+++ INFORMATION PROVIDED +++

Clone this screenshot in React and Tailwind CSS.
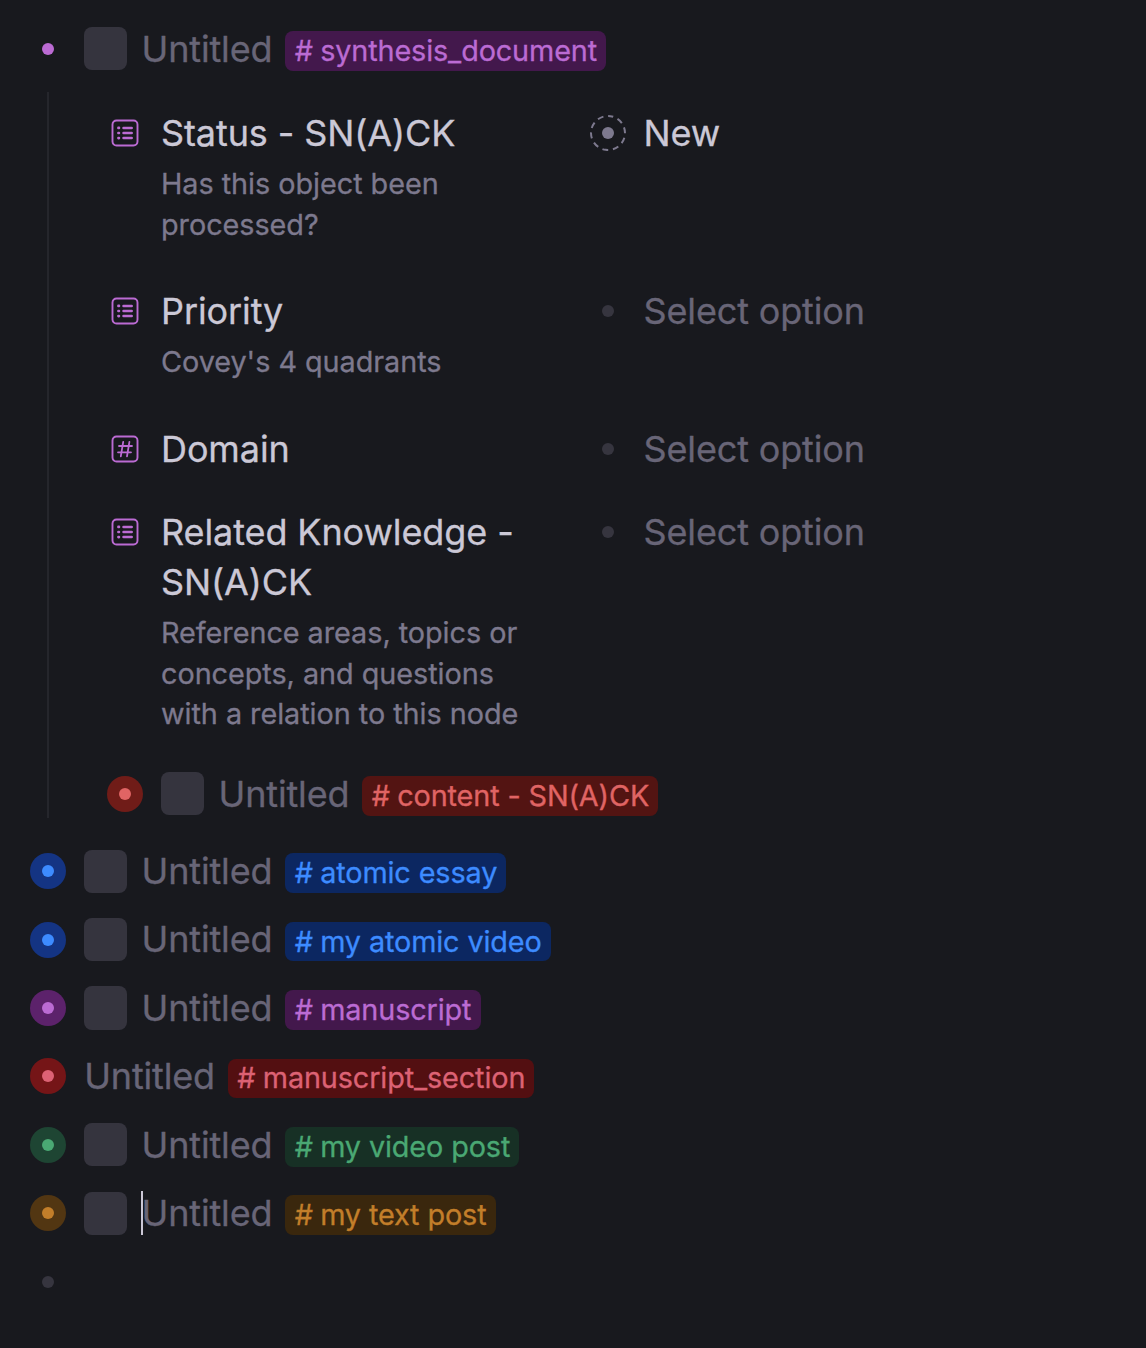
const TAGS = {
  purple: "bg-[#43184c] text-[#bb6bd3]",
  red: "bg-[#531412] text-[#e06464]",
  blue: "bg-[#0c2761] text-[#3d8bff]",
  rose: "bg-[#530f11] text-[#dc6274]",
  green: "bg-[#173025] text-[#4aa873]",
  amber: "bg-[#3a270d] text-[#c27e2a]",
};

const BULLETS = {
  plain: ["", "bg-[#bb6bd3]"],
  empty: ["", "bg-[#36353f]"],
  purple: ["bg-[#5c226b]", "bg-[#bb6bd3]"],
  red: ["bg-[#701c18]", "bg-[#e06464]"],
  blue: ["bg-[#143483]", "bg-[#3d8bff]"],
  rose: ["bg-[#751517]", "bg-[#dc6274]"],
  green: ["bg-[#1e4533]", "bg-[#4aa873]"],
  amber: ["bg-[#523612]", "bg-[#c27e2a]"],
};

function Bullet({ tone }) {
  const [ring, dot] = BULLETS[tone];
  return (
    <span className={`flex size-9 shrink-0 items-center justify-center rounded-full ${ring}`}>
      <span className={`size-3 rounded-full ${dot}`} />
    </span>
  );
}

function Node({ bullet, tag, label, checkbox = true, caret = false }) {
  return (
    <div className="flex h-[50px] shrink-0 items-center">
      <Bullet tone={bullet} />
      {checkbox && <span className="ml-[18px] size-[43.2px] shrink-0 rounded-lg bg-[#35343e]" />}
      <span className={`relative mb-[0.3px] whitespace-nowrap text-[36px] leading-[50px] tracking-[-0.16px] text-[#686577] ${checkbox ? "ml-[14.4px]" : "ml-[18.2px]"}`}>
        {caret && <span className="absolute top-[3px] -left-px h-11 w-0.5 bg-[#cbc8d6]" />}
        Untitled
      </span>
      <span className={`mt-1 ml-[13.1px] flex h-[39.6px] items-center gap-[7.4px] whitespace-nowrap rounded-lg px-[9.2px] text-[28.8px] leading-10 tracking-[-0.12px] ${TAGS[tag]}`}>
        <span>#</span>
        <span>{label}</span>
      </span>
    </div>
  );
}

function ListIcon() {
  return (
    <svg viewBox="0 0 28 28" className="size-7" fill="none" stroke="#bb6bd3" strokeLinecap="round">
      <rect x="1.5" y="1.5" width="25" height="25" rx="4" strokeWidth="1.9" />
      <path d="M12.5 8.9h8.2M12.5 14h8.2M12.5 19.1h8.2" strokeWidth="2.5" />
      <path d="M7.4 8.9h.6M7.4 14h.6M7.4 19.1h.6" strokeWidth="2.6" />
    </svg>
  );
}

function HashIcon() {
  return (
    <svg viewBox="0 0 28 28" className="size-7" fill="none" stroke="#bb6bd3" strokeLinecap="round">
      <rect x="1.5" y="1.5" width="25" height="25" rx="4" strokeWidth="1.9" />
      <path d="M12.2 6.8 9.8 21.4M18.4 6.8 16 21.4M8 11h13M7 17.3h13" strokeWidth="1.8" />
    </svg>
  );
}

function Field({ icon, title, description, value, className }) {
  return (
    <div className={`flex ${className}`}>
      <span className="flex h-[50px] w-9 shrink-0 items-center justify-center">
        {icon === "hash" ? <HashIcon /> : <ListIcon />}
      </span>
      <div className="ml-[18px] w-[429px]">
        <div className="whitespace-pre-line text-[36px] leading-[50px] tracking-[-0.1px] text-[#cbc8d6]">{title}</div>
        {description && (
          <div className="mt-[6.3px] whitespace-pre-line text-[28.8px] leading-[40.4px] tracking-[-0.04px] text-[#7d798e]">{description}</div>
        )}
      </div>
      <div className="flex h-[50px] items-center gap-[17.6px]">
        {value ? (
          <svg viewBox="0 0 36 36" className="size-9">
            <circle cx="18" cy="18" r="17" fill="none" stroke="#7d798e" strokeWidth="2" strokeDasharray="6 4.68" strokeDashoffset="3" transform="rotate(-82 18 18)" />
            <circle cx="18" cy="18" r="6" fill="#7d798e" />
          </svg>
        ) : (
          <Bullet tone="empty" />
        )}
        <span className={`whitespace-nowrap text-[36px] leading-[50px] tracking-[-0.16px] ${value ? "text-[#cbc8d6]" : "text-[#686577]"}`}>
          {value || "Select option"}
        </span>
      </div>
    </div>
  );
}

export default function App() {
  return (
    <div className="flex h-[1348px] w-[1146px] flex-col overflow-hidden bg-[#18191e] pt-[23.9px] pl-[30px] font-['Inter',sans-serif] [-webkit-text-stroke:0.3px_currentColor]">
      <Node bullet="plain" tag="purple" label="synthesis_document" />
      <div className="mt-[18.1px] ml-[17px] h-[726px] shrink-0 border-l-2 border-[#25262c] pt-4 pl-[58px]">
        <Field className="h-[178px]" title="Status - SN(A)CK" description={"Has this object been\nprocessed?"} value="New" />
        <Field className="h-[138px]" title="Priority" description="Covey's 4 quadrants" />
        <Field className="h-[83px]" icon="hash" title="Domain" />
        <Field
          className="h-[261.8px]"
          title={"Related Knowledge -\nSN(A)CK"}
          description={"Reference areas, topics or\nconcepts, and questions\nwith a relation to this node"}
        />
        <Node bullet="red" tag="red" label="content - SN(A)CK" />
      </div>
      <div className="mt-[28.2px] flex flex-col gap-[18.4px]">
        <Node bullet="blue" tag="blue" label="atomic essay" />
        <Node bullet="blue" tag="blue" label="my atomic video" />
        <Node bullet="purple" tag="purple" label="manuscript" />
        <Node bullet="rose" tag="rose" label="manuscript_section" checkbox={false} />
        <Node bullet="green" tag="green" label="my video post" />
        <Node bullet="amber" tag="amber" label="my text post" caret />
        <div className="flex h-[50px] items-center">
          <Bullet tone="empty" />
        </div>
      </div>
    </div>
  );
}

+++

* [TASK INSTRUCTIONS]: Write out the whole listing exactly, and drop the pictures.

* [THE COMPLETED TASK]:
Clone this screenshot in React and Tailwind CSS.
const TAGS = {
  purple: "bg-[#43184c] text-[#bb6bd3]",
  red: "bg-[#531412] text-[#e06464]",
  blue: "bg-[#0c2761] text-[#3d8bff]",
  rose: "bg-[#530f11] text-[#dc6274]",
  green: "bg-[#173025] text-[#4aa873]",
  amber: "bg-[#3a270d] text-[#c27e2a]",
};

const BULLETS = {
  plain: ["", "bg-[#bb6bd3]"],
  empty: ["", "bg-[#36353f]"],
  purple: ["bg-[#5c226b]", "bg-[#bb6bd3]"],
  red: ["bg-[#701c18]", "bg-[#e06464]"],
  blue: ["bg-[#143483]", "bg-[#3d8bff]"],
  rose: ["bg-[#751517]", "bg-[#dc6274]"],
  green: ["bg-[#1e4533]", "bg-[#4aa873]"],
  amber: ["bg-[#523612]", "bg-[#c27e2a]"],
};

function Bullet({ tone }) {
  const [ring, dot] = BULLETS[tone];
  return (
    <span className={`flex size-9 shrink-0 items-center justify-center rounded-full ${ring}`}>
      <span className={`size-3 rounded-full ${dot}`} />
    </span>
  );
}

function Node({ bullet, tag, label, checkbox = true, caret = false }) {
  return (
    <div className="flex h-[50px] shrink-0 items-center">
      <Bullet tone={bullet} />
      {checkbox && <span className="ml-[18px] size-[43.2px] shrink-0 rounded-lg bg-[#35343e]" />}
      <span className={`relative mb-[0.3px] whitespace-nowrap text-[36px] leading-[50px] tracking-[-0.16px] text-[#686577] ${checkbox ? "ml-[14.4px]" : "ml-[18.2px]"}`}>
        {caret && <span className="absolute top-[3px] -left-px h-11 w-0.5 bg-[#cbc8d6]" />}
        Untitled
      </span>
      <span className={`mt-1 ml-[13.1px] flex h-[39.6px] items-center gap-[7.4px] whitespace-nowrap rounded-lg px-[9.2px] text-[28.8px] leading-10 tracking-[-0.12px] ${TAGS[tag]}`}>
        <span>#</span>
        <span>{label}</span>
      </span>
    </div>
  );
}

function ListIcon() {
  return (
    <svg viewBox="0 0 28 28" className="size-7" fill="none" stroke="#bb6bd3" strokeLinecap="round">
      <rect x="1.5" y="1.5" width="25" height="25" rx="4" strokeWidth="1.9" />
      <path d="M12.5 8.9h8.2M12.5 14h8.2M12.5 19.1h8.2" strokeWidth="2.5" />
      <path d="M7.4 8.9h.6M7.4 14h.6M7.4 19.1h.6" strokeWidth="2.6" />
    </svg>
  );
}

function HashIcon() {
  return (
    <svg viewBox="0 0 28 28" className="size-7" fill="none" stroke="#bb6bd3" strokeLinecap="round">
      <rect x="1.5" y="1.5" width="25" height="25" rx="4" strokeWidth="1.9" />
      <path d="M12.2 6.8 9.8 21.4M18.4 6.8 16 21.4M8 11h13M7 17.3h13" strokeWidth="1.8" />
    </svg>
  );
}

function Field({ icon, title, description, value, className }) {
  return (
    <div className={`flex ${className}`}>
      <span className="flex h-[50px] w-9 shrink-0 items-center justify-center">
        {icon === "hash" ? <HashIcon /> : <ListIcon />}
      </span>
      <div className="ml-[18px] w-[429px]">
        <div className="whitespace-pre-line text-[36px] leading-[50px] tracking-[-0.1px] text-[#cbc8d6]">{title}</div>
        {description && (
          <div className="mt-[6.3px] whitespace-pre-line text-[28.8px] leading-[40.4px] tracking-[-0.04px] text-[#7d798e]">{description}</div>
        )}
      </div>
      <div className="flex h-[50px] items-center gap-[17.6px]">
        {value ? (
          <svg viewBox="0 0 36 36" className="size-9">
            <circle cx="18" cy="18" r="17" fill="none" stroke="#7d798e" strokeWidth="2" strokeDasharray="6 4.68" strokeDashoffset="3" transform="rotate(-82 18 18)" />
            <circle cx="18" cy="18" r="6" fill="#7d798e" />
          </svg>
        ) : (
          <Bullet tone="empty" />
        )}
        <span className={`whitespace-nowrap text-[36px] leading-[50px] tracking-[-0.16px] ${value ? "text-[#cbc8d6]" : "text-[#686577]"}`}>
          {value || "Select option"}
        </span>
      </div>
    </div>
  );
}

export default function App() {
  return (
    <div className="flex h-[1348px] w-[1146px] flex-col overflow-hidden bg-[#18191e] pt-[23.9px] pl-[30px] font-['Inter',sans-serif] [-webkit-text-stroke:0.3px_currentColor]">
      <Node bullet="plain" tag="purple" label="synthesis_document" />
      <div className="mt-[18.1px] ml-[17px] h-[726px] shrink-0 border-l-2 border-[#25262c] pt-4 pl-[58px]">
        <Field className="h-[178px]" title="Status - SN(A)CK" description={"Has this object been\nprocessed?"} value="New" />
        <Field className="h-[138px]" title="Priority" description="Covey's 4 quadrants" />
        <Field className="h-[83px]" icon="hash" title="Domain" />
        <Field
          className="h-[261.8px]"
          title={"Related Knowledge -\nSN(A)CK"}
          description={"Reference areas, topics or\nconcepts, and questions\nwith a relation to this node"}
        />
        <Node bullet="red" tag="red" label="content - SN(A)CK" />
      </div>
      <div className="mt-[28.2px] flex flex-col gap-[18.4px]">
        <Node bullet="blue" tag="blue" label="atomic essay" />
        <Node bullet="blue" tag="blue" label="my atomic video" />
        <Node bullet="purple" tag="purple" label="manuscript" />
        <Node bullet="rose" tag="rose" label="manuscript_section" checkbox={false} />
        <Node bullet="green" tag="green" label="my video post" />
        <Node bullet="amber" tag="amber" label="my text post" caret />
        <div className="flex h-[50px] items-center">
          <Bullet tone="empty" />
        </div>
      </div>
    </div>
  );
}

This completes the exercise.